-- The task --
Extract each line holding the word "this" from the entries.
— start of Given data —
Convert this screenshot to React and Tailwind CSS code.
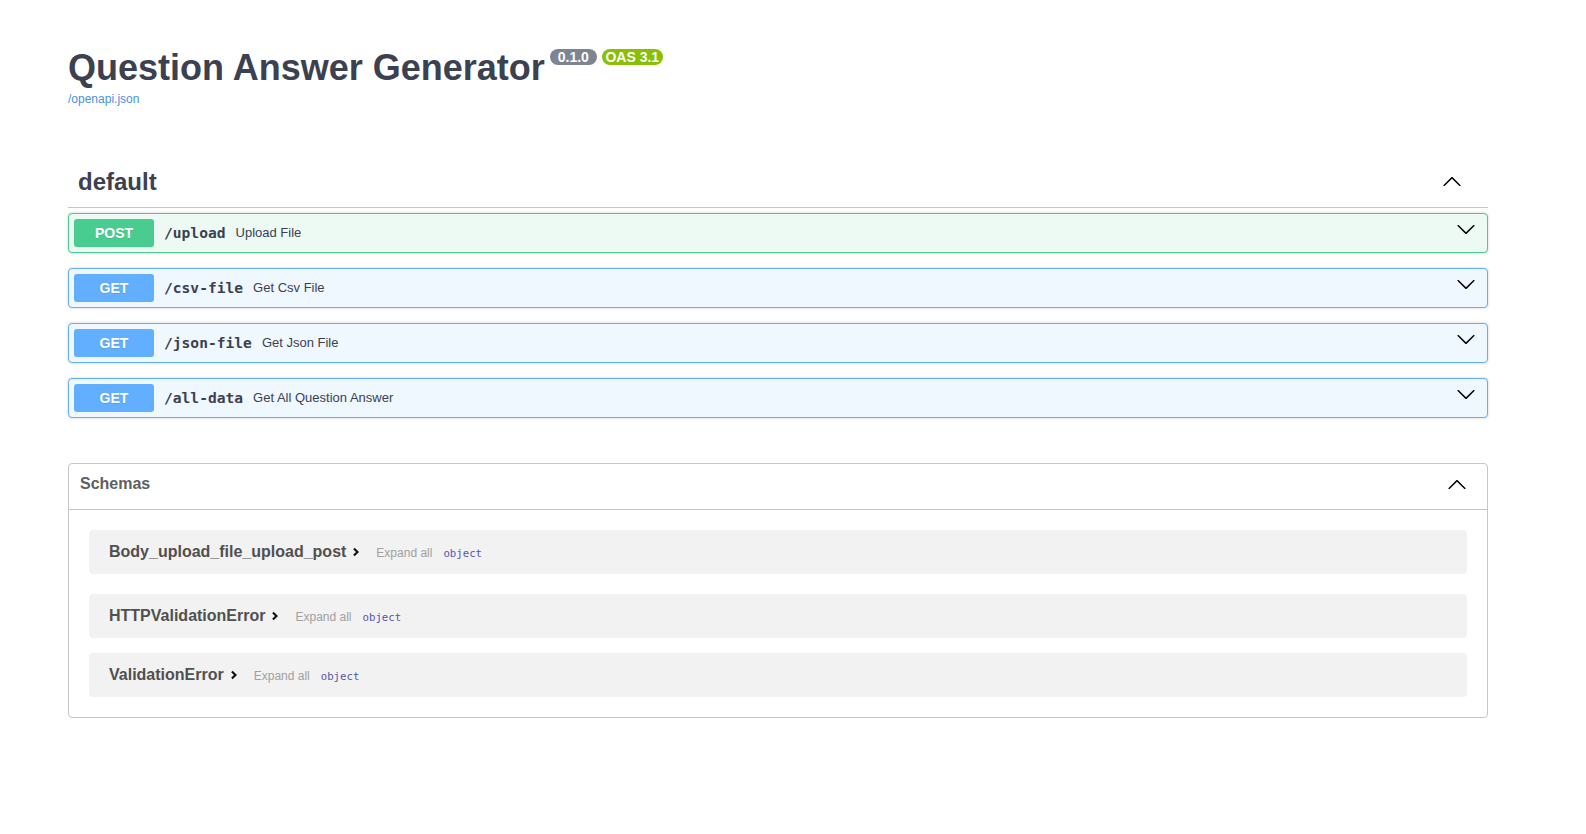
const ChevronUp = ({ className = '' }) => (
  <svg width="20" height="20" viewBox="0 0 20 20" className={className} fill="currentColor">
    <path d="M 17.418 14.908 C 17.69 15.176 18.127 15.176 18.397 14.908 C 18.667 14.64 18.668 14.207 18.397 13.939 L 10.489 6.109 C 10.219 5.841 9.782 5.841 9.51 6.109 L 1.602 13.939 C 1.332 14.207 1.332 14.64 1.602 14.908 C 1.873 15.176 2.311 15.176 2.581 14.908 L 10 7.767 L 17.418 14.908 Z" />
  </svg>
);

const ChevronDown = ({ className = '' }) => (
  <svg width="20" height="20" viewBox="0 0 20 20" className={className} fill="currentColor">
    <path
      fillRule="evenodd"
      d="M17.418 6.109c.272-.268.709-.268.979 0s.271.701 0 .969l-7.908 7.83c-.27.268-.707.268-.979 0l-7.908-7.83c-.27-.268-.27-.701 0-.969.271-.268.709-.268.979 0L10 13.25l7.418-7.141z"
    />
  </svg>
);

const ModelArrow = () => (
  <svg width="20" height="20" viewBox="0 0 24 24" className="self-center shrink-0 text-[#111]" fill="currentColor">
    <path d="M10.4 6.8 8.6 8.6 12 12l-3.4 3.4 1.8 1.8 5.2-5.2z" />
  </svg>
);

const operations = [
  { method: 'POST', path: '/upload', summary: 'Upload File' },
  { method: 'GET', path: '/csv-file', summary: 'Get Csv File' },
  { method: 'GET', path: '/json-file', summary: 'Get Json File' },
  { method: 'GET', path: '/all-data', summary: 'Get All Question Answer' },
];

const schemas = [
  { name: 'Body_upload_file_upload_post', mb: 'mb-[20px]' },
  { name: 'HTTPValidationError', mb: 'mb-[15px]' },
  { name: 'ValidationError', mb: 'mb-0' },
];

const mono = "font-['DejaVu_Sans_Mono',monospace]";

const App = () => {
  return (
    <div className="min-h-screen w-full bg-white font-['Liberation_Sans',Arial,sans-serif] text-[#3b4151]">
      <div className="ml-[68px] w-[1420px]">
        {/* Info */}
        <div className="pt-[47px]">
          <div className="flex items-start">
            <h2 className="text-[36px] leading-[42px] font-bold text-[#3b4151]">
              Question Answer Generator
            </h2>
            <span className="ml-[5px] mt-[2px] h-[16px] w-[47px] rounded-full bg-[#7d8492] text-white text-[14px] leading-[16px] font-bold text-center">
              0.1.0
            </span>
            <span className="ml-[5px] mt-[2px] h-[16px] w-[61px] rounded-full bg-[#89bf04] text-white text-[14px] leading-[16px] font-bold text-center">
              OAS 3.1
            </span>
          </div>
          <a className="block mt-[3px] text-[12px] leading-[14px] text-[#4990e2] w-fit">/openapi.json</a>
        </div>

        {/* Tag: default */}
        <div className="mt-[50px] flex items-center justify-between border-b border-[#c4c6cb] pt-[10px] pb-[9px] pl-[10px] pr-[26px]">
          <h3 className="text-[24px] leading-[32px] font-bold text-[#3b4151]">default</h3>
          <ChevronUp className="mb-[3px] text-[#000]" />
        </div>

        <div className="mt-[5px]">
          {operations.map((op) => {
            const post = op.method === 'POST';
            return (
              <div
                key={op.path}
                className={`flex items-center h-[40px] mb-[15px] px-[5px] rounded-[4px] border shadow-[0_0_3px_rgba(0,0,0,0.19)] ${
                  post ? 'bg-[#edfaf4] border-[#49cc90]' : 'bg-[#eff7ff] border-[#61affe]'
                }`}
              >
                <span
                  className={`w-[80px] h-[28px] shrink-0 rounded-[3px] flex items-center justify-center text-white text-[14px] font-bold [text-shadow:0_1px_0_rgba(0,0,0,0.1)] ${
                    post ? 'bg-[#49cc90]' : 'bg-[#61affe]'
                  }`}
                >
                  {op.method}
                </span>
                <span className={`${mono} px-[10px] text-[14.6px] font-bold text-[#3b4151]`}>{op.path}</span>
                <span className="text-[13px] text-[#3b4151]">{op.summary}</span>
                <ChevronDown className="ml-auto mr-[6px] self-start mt-[5px] text-[#000]" />
              </div>
            );
          })}
        </div>

        {/* Schemas */}
        <section className="mt-[45px] rounded-[4px] border border-[#c4c6cb]">
          <div className="flex items-start justify-between h-[46px] pt-[10px] pl-[11px] pr-[20px] border-b border-[#c4c6cb]">
            <h4 className="text-[16px] leading-[20px] font-bold text-[#606060]">Schemas</h4>
            <ChevronUp className="text-[#000]" />
          </div>
          <div className="pt-[20px] pb-[20px]">
            {schemas.map((s) => (
              <div
                key={s.name}
                className={`mx-[20px] ${s.mb} h-[44px] rounded-[4px] bg-[#f2f2f2] flex items-center pl-[20px]`}
              >
                <div className="flex items-baseline">
                  <span className="text-[16px] font-bold text-[#505050]">{s.name}</span>
                  <ModelArrow />
                  <span className="ml-[10px] text-[12px] text-[#a0a0a0]">Expand all</span>
                  <span className={`${mono} ml-[11px] text-[10.7px] text-[#55a]`}>object</span>
                </div>
              </div>
            ))}
          </div>
        </section>
      </div>
    </div>
  );
};

export default App;
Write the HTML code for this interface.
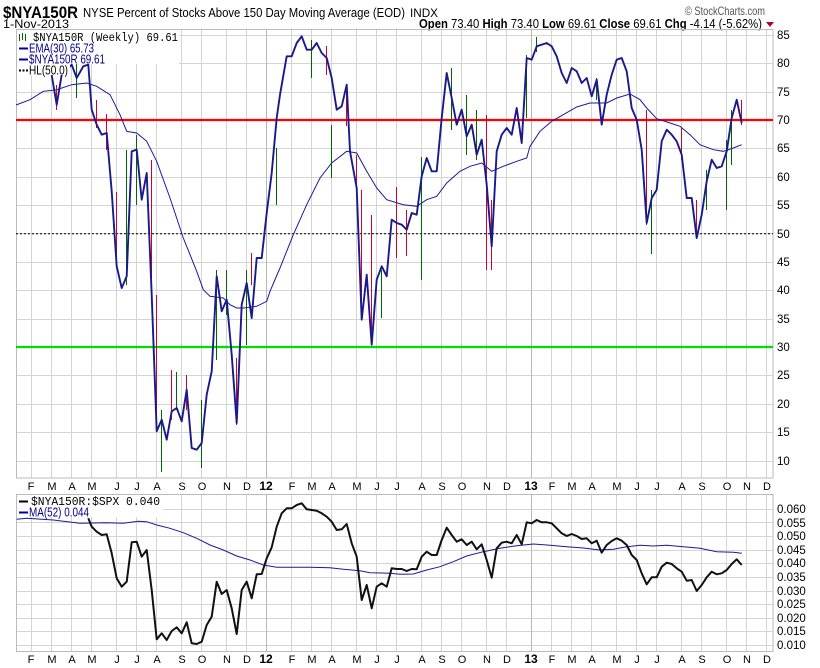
— end of Given data —
-- Response to the task --
Convert this screenshot to React and Tailwind CSS code.
Write the HTML code for this interface.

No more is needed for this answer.